Photos by Grier Horner/All Rights Reserved
There is a secret message in this painting. I think that's intriguing but I don't know whether to preserve the mystery or call it to the viewer's attention.
Below is the bottom right hand corner of the painting where words occur but in many lights go unseen. Here because I have a lamp shining on the canvas you pick up the idea that the painting contains words.

With the camera on flash (below) you can read the words. By Alice Walker
from her novel The Color Purple, this is the message, which seemed appropriate considering the color's prominence in this painting:
"I think it pisses God off if you walk by the color purple in a field somewhere and don't notice it."

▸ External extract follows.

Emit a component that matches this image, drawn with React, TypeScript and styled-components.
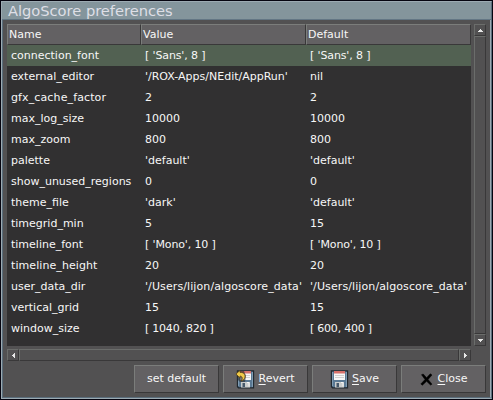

The reason her sentence disappears, which you can see with the word God below, is that the letters are painted in a purple so dark it is almost black - as is the background itself. So I'm still thinking about the best course - leaving the words the way they are or bringing them out. What would you do?
The painting by the way is one I showed you late last year and have failed to finish. It is Number 14 in the Runway Series. The model is wearing an outfit by Haider Ackermann, the fashion designer who was featured in my February 1 post.

As for me painting with my fingers in the photo at the top, it is something I do frequently. But that shot is a put-up job for a start-up on-line gallery that has asked to represent me. More about that soon.
February 1, 2012

Alessandro Viero/GoRunway.com for Vogue.com
This model Abbey Lee Kershaw , wearing a revealing outfit by Haider Ackermann , may be the inspiration for my next Runway painting. I like her face and figure and the dark silver top and great gray coat. Not crazy about the color of the pants. Maybe I'll paint them the same color as the top. Or black. Purple? No idea what I'll paint in background.

I'm almost finished with Runway Number 13. Need to mess around with her face a little and maybe with the words on the painting. Number 13 is wearing a costume by the same designer.
P.S. I like her eyes and hair, too. And her cheekbones, collarbones, nose, mouth, chin, wrist and ankle.